__Work required__. List every line below containing "React".

-- Start --

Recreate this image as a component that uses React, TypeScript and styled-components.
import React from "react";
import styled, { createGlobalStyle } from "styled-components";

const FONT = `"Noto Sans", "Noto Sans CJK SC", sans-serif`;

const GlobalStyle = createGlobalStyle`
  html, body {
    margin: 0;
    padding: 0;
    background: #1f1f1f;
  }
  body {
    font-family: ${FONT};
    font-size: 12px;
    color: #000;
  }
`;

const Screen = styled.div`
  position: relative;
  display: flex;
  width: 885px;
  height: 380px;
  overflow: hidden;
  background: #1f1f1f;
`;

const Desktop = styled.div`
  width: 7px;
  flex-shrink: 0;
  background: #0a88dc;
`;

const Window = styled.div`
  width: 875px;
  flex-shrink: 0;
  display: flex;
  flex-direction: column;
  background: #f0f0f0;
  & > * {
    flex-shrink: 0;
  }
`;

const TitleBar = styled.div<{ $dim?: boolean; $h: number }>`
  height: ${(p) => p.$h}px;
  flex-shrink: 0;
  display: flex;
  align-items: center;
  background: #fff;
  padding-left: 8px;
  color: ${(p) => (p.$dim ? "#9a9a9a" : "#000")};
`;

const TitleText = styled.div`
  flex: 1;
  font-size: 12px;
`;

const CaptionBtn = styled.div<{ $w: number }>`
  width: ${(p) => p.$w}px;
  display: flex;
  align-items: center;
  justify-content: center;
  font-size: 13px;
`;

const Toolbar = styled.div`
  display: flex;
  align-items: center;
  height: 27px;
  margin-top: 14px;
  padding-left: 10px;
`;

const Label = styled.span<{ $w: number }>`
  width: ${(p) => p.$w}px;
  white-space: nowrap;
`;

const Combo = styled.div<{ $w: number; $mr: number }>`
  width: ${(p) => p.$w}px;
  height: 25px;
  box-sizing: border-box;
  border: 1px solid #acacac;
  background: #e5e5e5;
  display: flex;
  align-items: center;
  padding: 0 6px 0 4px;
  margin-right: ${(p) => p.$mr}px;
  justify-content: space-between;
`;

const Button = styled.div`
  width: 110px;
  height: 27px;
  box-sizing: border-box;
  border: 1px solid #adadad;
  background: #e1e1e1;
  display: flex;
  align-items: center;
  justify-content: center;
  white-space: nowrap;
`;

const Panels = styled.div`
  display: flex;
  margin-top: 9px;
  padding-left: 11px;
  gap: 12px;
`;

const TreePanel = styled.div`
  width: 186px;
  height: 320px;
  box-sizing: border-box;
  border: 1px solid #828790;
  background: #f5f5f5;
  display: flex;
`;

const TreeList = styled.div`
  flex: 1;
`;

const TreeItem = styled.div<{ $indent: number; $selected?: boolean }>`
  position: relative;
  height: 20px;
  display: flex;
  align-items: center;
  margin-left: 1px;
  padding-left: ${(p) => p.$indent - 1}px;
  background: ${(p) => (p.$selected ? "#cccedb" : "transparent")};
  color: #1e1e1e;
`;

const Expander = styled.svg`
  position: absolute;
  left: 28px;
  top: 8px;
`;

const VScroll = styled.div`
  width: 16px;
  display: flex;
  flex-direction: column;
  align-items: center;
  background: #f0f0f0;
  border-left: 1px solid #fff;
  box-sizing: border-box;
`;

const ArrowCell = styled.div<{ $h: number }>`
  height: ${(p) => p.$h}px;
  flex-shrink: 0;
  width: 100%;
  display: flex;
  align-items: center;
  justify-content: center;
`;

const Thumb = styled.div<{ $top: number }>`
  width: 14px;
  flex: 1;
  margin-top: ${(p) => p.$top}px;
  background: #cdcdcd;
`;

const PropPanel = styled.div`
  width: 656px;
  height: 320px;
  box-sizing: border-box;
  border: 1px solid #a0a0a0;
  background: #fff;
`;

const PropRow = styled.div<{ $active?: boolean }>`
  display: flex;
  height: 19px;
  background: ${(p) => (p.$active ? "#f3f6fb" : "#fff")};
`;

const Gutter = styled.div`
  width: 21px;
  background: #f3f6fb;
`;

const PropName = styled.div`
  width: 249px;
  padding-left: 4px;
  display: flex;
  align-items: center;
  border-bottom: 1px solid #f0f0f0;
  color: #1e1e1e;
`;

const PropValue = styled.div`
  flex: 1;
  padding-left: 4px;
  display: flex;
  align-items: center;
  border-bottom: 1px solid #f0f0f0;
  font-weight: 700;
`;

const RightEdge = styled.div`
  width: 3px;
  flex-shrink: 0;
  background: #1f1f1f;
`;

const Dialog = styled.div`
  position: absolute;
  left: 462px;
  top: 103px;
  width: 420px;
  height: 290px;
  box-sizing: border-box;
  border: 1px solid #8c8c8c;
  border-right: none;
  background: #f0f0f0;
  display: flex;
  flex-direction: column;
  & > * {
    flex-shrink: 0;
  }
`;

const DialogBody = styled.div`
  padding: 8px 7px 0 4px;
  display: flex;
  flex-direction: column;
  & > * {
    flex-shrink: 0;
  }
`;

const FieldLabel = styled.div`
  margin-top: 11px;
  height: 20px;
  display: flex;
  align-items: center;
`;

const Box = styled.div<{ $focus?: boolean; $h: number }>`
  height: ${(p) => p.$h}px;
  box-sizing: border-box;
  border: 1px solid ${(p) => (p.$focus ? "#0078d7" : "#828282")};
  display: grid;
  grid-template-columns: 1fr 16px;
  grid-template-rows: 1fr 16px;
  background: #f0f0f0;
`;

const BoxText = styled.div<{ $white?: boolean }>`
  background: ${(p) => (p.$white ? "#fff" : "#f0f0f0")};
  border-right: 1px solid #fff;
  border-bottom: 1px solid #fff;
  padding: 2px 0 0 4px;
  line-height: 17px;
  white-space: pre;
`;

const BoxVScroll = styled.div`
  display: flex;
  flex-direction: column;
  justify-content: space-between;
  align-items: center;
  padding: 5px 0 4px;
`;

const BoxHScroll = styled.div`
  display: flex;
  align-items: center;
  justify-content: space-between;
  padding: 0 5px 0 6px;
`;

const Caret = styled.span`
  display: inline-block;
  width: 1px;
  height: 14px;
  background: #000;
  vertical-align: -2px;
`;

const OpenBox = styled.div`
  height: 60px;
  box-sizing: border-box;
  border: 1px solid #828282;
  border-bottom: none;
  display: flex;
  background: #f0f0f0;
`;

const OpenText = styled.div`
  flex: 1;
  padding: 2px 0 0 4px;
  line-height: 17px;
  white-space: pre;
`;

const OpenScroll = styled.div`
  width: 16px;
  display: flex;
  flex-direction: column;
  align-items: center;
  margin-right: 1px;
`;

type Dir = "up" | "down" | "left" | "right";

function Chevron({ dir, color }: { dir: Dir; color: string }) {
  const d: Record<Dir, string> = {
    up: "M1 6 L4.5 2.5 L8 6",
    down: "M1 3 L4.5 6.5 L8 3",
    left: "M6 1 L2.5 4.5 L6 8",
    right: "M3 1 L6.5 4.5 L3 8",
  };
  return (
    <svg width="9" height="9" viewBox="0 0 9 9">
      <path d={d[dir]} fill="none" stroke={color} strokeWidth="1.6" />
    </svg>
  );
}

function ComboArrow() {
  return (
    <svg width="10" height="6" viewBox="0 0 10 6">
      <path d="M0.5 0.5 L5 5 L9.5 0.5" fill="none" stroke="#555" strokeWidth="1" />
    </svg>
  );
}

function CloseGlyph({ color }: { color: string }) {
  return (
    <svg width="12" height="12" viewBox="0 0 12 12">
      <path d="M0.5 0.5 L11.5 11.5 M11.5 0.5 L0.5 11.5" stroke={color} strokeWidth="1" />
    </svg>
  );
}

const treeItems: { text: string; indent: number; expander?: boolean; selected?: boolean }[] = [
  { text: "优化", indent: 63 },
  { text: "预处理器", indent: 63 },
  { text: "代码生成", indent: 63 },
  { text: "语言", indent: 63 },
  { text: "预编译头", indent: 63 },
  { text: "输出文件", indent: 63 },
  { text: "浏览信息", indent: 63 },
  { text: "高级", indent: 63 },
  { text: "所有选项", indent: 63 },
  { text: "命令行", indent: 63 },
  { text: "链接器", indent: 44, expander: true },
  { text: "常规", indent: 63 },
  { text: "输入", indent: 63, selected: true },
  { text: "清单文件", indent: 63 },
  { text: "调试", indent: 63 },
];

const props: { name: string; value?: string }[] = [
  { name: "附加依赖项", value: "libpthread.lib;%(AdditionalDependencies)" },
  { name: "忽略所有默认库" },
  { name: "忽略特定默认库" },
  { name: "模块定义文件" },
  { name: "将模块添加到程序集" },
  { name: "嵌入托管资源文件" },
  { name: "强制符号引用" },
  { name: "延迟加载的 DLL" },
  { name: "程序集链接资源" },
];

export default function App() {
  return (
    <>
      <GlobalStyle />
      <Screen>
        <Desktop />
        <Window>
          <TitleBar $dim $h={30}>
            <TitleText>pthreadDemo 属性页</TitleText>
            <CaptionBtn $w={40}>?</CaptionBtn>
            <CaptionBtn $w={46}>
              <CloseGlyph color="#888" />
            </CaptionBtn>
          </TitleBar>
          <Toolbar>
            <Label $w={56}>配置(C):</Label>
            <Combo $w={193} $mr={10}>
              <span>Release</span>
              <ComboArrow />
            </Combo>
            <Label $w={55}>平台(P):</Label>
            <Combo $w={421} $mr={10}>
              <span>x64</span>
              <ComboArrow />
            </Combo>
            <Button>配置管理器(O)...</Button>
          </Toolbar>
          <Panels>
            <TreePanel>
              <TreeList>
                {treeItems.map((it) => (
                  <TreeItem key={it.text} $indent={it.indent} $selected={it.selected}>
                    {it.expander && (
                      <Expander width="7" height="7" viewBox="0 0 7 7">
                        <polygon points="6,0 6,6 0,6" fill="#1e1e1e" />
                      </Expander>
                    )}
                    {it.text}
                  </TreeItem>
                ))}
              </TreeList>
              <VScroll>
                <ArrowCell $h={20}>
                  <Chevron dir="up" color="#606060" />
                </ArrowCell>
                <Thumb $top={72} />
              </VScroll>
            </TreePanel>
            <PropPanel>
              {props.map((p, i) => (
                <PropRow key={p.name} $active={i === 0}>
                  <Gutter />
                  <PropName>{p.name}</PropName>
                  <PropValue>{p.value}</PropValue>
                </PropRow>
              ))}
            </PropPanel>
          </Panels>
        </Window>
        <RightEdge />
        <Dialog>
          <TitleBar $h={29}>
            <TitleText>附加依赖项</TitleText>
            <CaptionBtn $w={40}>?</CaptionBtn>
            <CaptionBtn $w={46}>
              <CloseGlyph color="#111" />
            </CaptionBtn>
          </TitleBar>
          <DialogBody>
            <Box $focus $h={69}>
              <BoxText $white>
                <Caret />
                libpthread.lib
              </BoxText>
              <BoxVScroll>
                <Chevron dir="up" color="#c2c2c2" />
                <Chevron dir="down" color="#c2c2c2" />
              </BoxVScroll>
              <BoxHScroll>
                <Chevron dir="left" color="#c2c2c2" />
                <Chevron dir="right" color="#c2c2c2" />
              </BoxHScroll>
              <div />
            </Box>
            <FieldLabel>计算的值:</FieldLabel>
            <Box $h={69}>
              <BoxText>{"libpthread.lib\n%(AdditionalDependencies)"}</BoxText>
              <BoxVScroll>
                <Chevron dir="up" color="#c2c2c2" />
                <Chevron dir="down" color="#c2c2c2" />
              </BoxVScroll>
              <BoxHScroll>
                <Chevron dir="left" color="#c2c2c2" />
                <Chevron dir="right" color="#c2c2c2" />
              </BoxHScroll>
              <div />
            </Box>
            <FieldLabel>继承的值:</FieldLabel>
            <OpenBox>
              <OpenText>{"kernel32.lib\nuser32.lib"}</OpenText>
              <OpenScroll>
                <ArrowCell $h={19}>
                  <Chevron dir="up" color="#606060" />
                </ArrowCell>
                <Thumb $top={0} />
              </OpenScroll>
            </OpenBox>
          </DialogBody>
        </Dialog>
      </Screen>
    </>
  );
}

-- End --

__Task result__.
Recreate this image as a component that uses React, TypeScript and styled-components.
import React from "react";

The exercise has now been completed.